■ **Instructions to follow**:
Quote the listing below in full and exactly as written, but omit every picture.
··········
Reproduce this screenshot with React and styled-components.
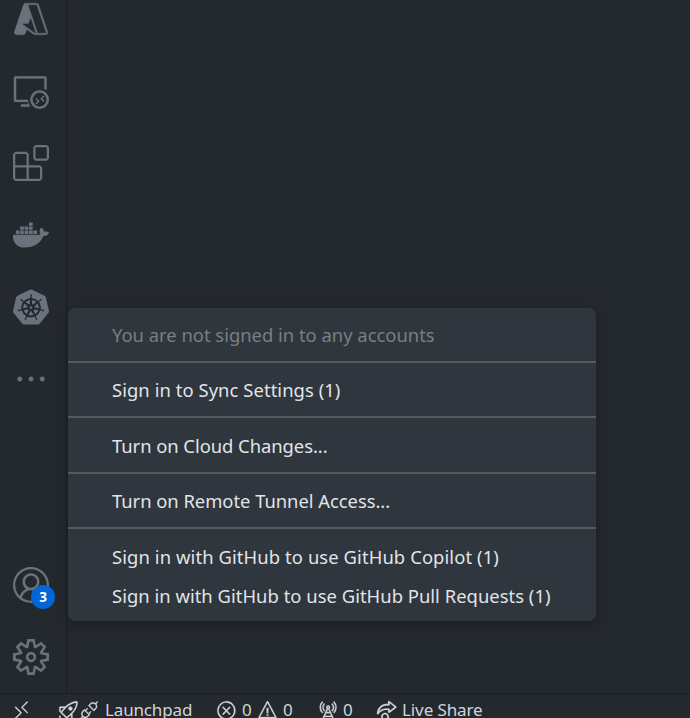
import React from 'react';
import styled, { createGlobalStyle } from 'styled-components';
import {
  VscAzure, VscRemoteExplorer, VscExtensions, VscEllipsis, VscAccount, VscSettingsGear,
  VscRemote, VscRocket, VscDebugDisconnect, VscError, VscWarning, VscRadioTower, VscLiveShare,
} from 'react-icons/vsc';
import { FaDocker } from 'react-icons/fa';
import { SiKubernetes } from 'react-icons/si';

const GlobalStyle = createGlobalStyle`
  * { box-sizing: border-box; }
  body {
    margin: 0;
    overflow: hidden;
    background: #24292e;
    font-family: "Noto Sans", "Open Sans", sans-serif;
  }
`;

const Window = styled.div`
  position: relative;
  display: grid;
  grid-template-rows: 693px 25px;
  width: 690px;
  height: 718px;
  overflow: hidden;
  background: #24292e;
`;

const ActivityBar = styled.nav`
  display: flex;
  flex-direction: column;
  justify-content: space-between;
  width: 67px;
  height: 693px;
  border-right: 1px solid #1b1f23;
  color: #6a737d;
`;

const ActivityGroup = styled.div`
  margin-top: ${(p) => (p.$clipped ? '-16.6px' : '0')};
`;

const Activity = styled.div`
  position: relative;
  display: flex;
  align-items: center;
  justify-content: center;
  width: 62.6px;
  height: 72px;
  svg {
    width: 36px;
    height: 36px;
    stroke-width: ${(p) => p.$stroke || 0};
  }
`;

const Badge = styled.span`
  position: absolute;
  left: 31px;
  top: 36px;
  width: 24px;
  height: 24px;
  border-radius: 50%;
  background: #0366d6;
  color: #fff;
  font-size: 13.5px;
  font-weight: 700;
  line-height: 24px;
  text-align: center;
`;

const StatusBar = styled.footer`
  display: flex;
  height: 25px;
  padding: 8px 0 0 11px;
  border-top: 1px solid #1b1f23;
  color: #d1d5da;
  font-size: 17px;
  line-height: 16px;
  white-space: nowrap;
`;

const StatusItem = styled.div`
  display: flex;
  align-items: center;
  height: 16px;
  width: ${(p) => p.$width}px;
  svg { flex: none; width: 21px; height: 21px; stroke-width: 0.2; }
`;

const StatusLabel = styled.span`
  width: ${(p) => p.$width}px;
  margin-left: 5px;
  letter-spacing: ${(p) => p.$spacing || 0}px;
`;

const Menu = styled.div`
  position: absolute;
  left: 67.5px;
  top: 308px;
  width: 528.5px;
  height: 312.5px;
  padding-top: 6.6px;
  border-radius: 7px;
  background: #2f363d;
  box-shadow: 0 3px 12px #1b1f23;
`;

const MenuItem = styled.div`
  height: 39px;
  padding-left: 44.5px;
  color: ${(p) => (p.$disabled ? '#7b7e82' : '#e1e4e8')};
  font-size: 18.4px;
  line-height: 39px;
  letter-spacing: ${(p) => p.$spacing || 0}px;
  white-space: nowrap;
`;

const Separator = styled.div`
  height: 2px;
  margin: 7px 0 7.5px;
  background: #58595b;
`;

export default function App() {
  return (
    <>
      <GlobalStyle />
      <Window>
        <ActivityBar>
          <ActivityGroup $clipped>
            <Activity $stroke={0.2}><VscAzure /></Activity>
            <Activity $stroke={0.1}><VscRemoteExplorer /></Activity>
            <Activity><VscExtensions /></Activity>
            <Activity><FaDocker /></Activity>
            <Activity><SiKubernetes /></Activity>
            <Activity $stroke={0.2}><VscEllipsis /></Activity>
          </ActivityGroup>
          <ActivityGroup>
            <Activity><VscAccount /><Badge>3</Badge></Activity>
            <Activity><VscSettingsGear /></Activity>
          </ActivityGroup>
        </ActivityBar>
        <StatusBar>
          <StatusItem $width={47}><VscRemote /></StatusItem>
          <StatusItem $width={158}>
            <VscRocket /><VscDebugDisconnect /><StatusLabel $spacing={-0.15}>Launchpad</StatusLabel>
          </StatusItem>
          <StatusItem $width={101}>
            <VscError /><StatusLabel $width={15}>0</StatusLabel>
            <VscWarning /><StatusLabel>0</StatusLabel>
          </StatusItem>
          <StatusItem $width={59}><VscRadioTower /><StatusLabel>0</StatusLabel></StatusItem>
          <StatusItem><VscLiveShare /><StatusLabel $spacing={-0.1}>Live Share</StatusLabel></StatusItem>
        </StatusBar>
        <Menu>
          <MenuItem $disabled>You are not signed in to any accounts</MenuItem>
          <Separator />
          <MenuItem $spacing={0.07}>Sign in to Sync Settings (1)</MenuItem>
          <Separator />
          <MenuItem $spacing={-0.04}>Turn on Cloud Changes...</MenuItem>
          <Separator />
          <MenuItem $spacing={-0.03}>Turn on Remote Tunnel Access...</MenuItem>
          <Separator />
          <MenuItem $spacing={0.1}>Sign in with GitHub to use GitHub Copilot (1)</MenuItem>
          <MenuItem $spacing={0.03}>Sign in with GitHub to use GitHub Pull Requests (1)</MenuItem>
        </Menu>
      </Window>
    </>
  );
}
··········
■ **Written response**:
Reproduce this screenshot with React and styled-components.
import React from 'react';
import styled, { createGlobalStyle } from 'styled-components';
import {
  VscAzure, VscRemoteExplorer, VscExtensions, VscEllipsis, VscAccount, VscSettingsGear,
  VscRemote, VscRocket, VscDebugDisconnect, VscError, VscWarning, VscRadioTower, VscLiveShare,
} from 'react-icons/vsc';
import { FaDocker } from 'react-icons/fa';
import { SiKubernetes } from 'react-icons/si';

const GlobalStyle = createGlobalStyle`
  * { box-sizing: border-box; }
  body {
    margin: 0;
    overflow: hidden;
    background: #24292e;
    font-family: "Noto Sans", "Open Sans", sans-serif;
  }
`;

const Window = styled.div`
  position: relative;
  display: grid;
  grid-template-rows: 693px 25px;
  width: 690px;
  height: 718px;
  overflow: hidden;
  background: #24292e;
`;

const ActivityBar = styled.nav`
  display: flex;
  flex-direction: column;
  justify-content: space-between;
  width: 67px;
  height: 693px;
  border-right: 1px solid #1b1f23;
  color: #6a737d;
`;

const ActivityGroup = styled.div`
  margin-top: ${(p) => (p.$clipped ? '-16.6px' : '0')};
`;

const Activity = styled.div`
  position: relative;
  display: flex;
  align-items: center;
  justify-content: center;
  width: 62.6px;
  height: 72px;
  svg {
    width: 36px;
    height: 36px;
    stroke-width: ${(p) => p.$stroke || 0};
  }
`;

const Badge = styled.span`
  position: absolute;
  left: 31px;
  top: 36px;
  width: 24px;
  height: 24px;
  border-radius: 50%;
  background: #0366d6;
  color: #fff;
  font-size: 13.5px;
  font-weight: 700;
  line-height: 24px;
  text-align: center;
`;

const StatusBar = styled.footer`
  display: flex;
  height: 25px;
  padding: 8px 0 0 11px;
  border-top: 1px solid #1b1f23;
  color: #d1d5da;
  font-size: 17px;
  line-height: 16px;
  white-space: nowrap;
`;

const StatusItem = styled.div`
  display: flex;
  align-items: center;
  height: 16px;
  width: ${(p) => p.$width}px;
  svg { flex: none; width: 21px; height: 21px; stroke-width: 0.2; }
`;

const StatusLabel = styled.span`
  width: ${(p) => p.$width}px;
  margin-left: 5px;
  letter-spacing: ${(p) => p.$spacing || 0}px;
`;

const Menu = styled.div`
  position: absolute;
  left: 67.5px;
  top: 308px;
  width: 528.5px;
  height: 312.5px;
  padding-top: 6.6px;
  border-radius: 7px;
  background: #2f363d;
  box-shadow: 0 3px 12px #1b1f23;
`;

const MenuItem = styled.div`
  height: 39px;
  padding-left: 44.5px;
  color: ${(p) => (p.$disabled ? '#7b7e82' : '#e1e4e8')};
  font-size: 18.4px;
  line-height: 39px;
  letter-spacing: ${(p) => p.$spacing || 0}px;
  white-space: nowrap;
`;

const Separator = styled.div`
  height: 2px;
  margin: 7px 0 7.5px;
  background: #58595b;
`;

export default function App() {
  return (
    <>
      <GlobalStyle />
      <Window>
        <ActivityBar>
          <ActivityGroup $clipped>
            <Activity $stroke={0.2}><VscAzure /></Activity>
            <Activity $stroke={0.1}><VscRemoteExplorer /></Activity>
            <Activity><VscExtensions /></Activity>
            <Activity><FaDocker /></Activity>
            <Activity><SiKubernetes /></Activity>
            <Activity $stroke={0.2}><VscEllipsis /></Activity>
          </ActivityGroup>
          <ActivityGroup>
            <Activity><VscAccount /><Badge>3</Badge></Activity>
            <Activity><VscSettingsGear /></Activity>
          </ActivityGroup>
        </ActivityBar>
        <StatusBar>
          <StatusItem $width={47}><VscRemote /></StatusItem>
          <StatusItem $width={158}>
            <VscRocket /><VscDebugDisconnect /><StatusLabel $spacing={-0.15}>Launchpad</StatusLabel>
          </StatusItem>
          <StatusItem $width={101}>
            <VscError /><StatusLabel $width={15}>0</StatusLabel>
            <VscWarning /><StatusLabel>0</StatusLabel>
          </StatusItem>
          <StatusItem $width={59}><VscRadioTower /><StatusLabel>0</StatusLabel></StatusItem>
          <StatusItem><VscLiveShare /><StatusLabel $spacing={-0.1}>Live Share</StatusLabel></StatusItem>
        </StatusBar>
        <Menu>
          <MenuItem $disabled>You are not signed in to any accounts</MenuItem>
          <Separator />
          <MenuItem $spacing={0.07}>Sign in to Sync Settings (1)</MenuItem>
          <Separator />
          <MenuItem $spacing={-0.04}>Turn on Cloud Changes...</MenuItem>
          <Separator />
          <MenuItem $spacing={-0.03}>Turn on Remote Tunnel Access...</MenuItem>
          <Separator />
          <MenuItem $spacing={0.1}>Sign in with GitHub to use GitHub Copilot (1)</MenuItem>
          <MenuItem $spacing={0.03}>Sign in with GitHub to use GitHub Pull Requests (1)</MenuItem>
        </Menu>
      </Window>
    </>
  );
}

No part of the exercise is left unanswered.